A vicious cycle of theft at T stations

Tranist Police Patrolman Thompson hands cyclist Laura Nasuti a pamphlet on cycle theft prevention. Bicycle thefts have reached a new high on T property this year.

Last year, bike thefts at T stations reached a 12-year high.

But this year, larcenies are even worse.

Transit Police Deputy Chief Joseph O’Connor said as T ridership spiked, a larger number of people parked their bikes at MBTA stations.

And with that came more thefts.

According to Transit Police statistics, 170 bikes to date have been stolen systemwide compared to 156 for all of 2010.

As new bike racks fill up fast during morning commutes, people put their bikes other places in a rush to catch a train, said O’Connor.

“They are locking them to signs and poles that aren’t designed to secure bikes and that makes them more vulnerable for theft,” he said.

Transit Police Lt. Robert Lenehan said rising gas prices have also led to more people commuting by bike to T stations, which has contributed to the increase.

In Lenehan’s district, which incorporates certain Red Line stops, officers have launched an awareness program to thwart bike thefts.

While some problem stations in his district, like Alewife, saw a drop in bicycle larcenies, he said larceny is still the No. 1 problem for T police overall.

“We have experienced bike thefts this year in locations where we have never had bike thefts in the past,” said Lenehan.
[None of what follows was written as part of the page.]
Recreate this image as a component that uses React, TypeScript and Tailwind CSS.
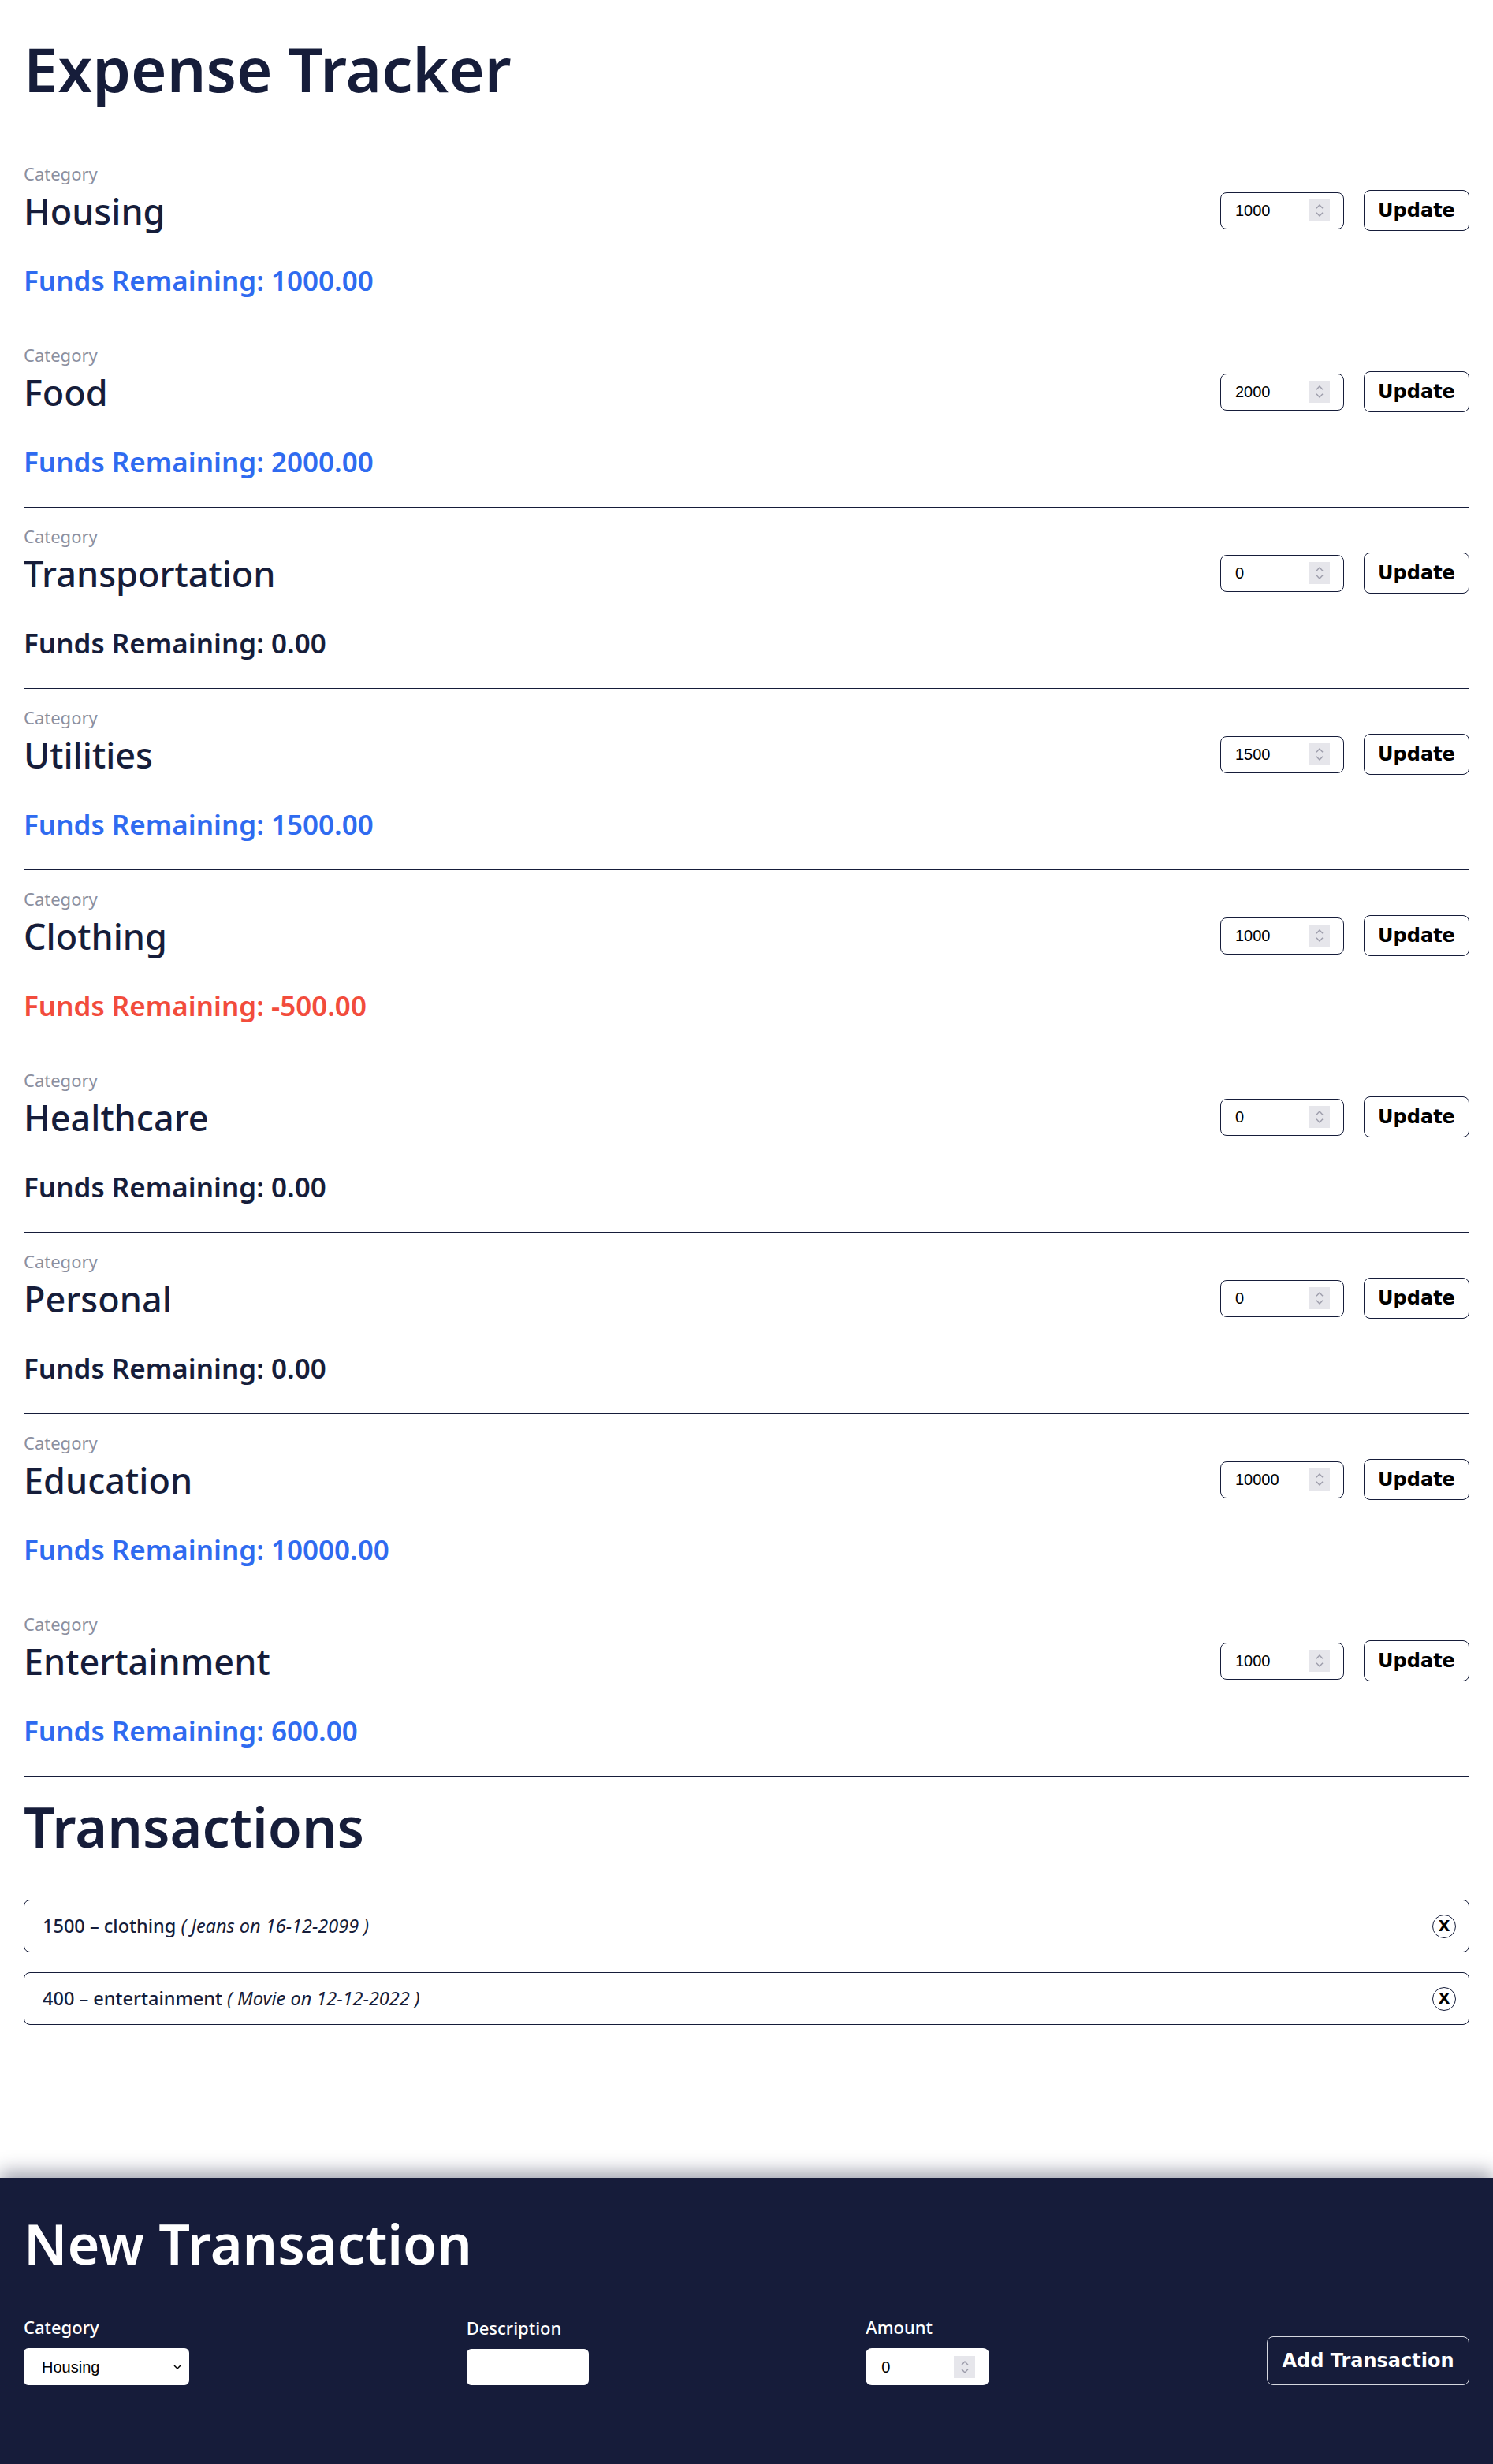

Lenehan said Cambridge in particular has experienced an upswing in reported thefts as it’s bike- friendly reputation grows.

“This is representative of the growing trend in bike theft not just across the MBTA, but also across the commonwealth,” he said.

Info on safety for your bike

From 4 to 6:30 p.m. today, officers and Red Line workers will be stationed at several locations to talk about bicycle theft and safety. The outreach is aimed at preventing bicycle theft by stressing the importance of bike security.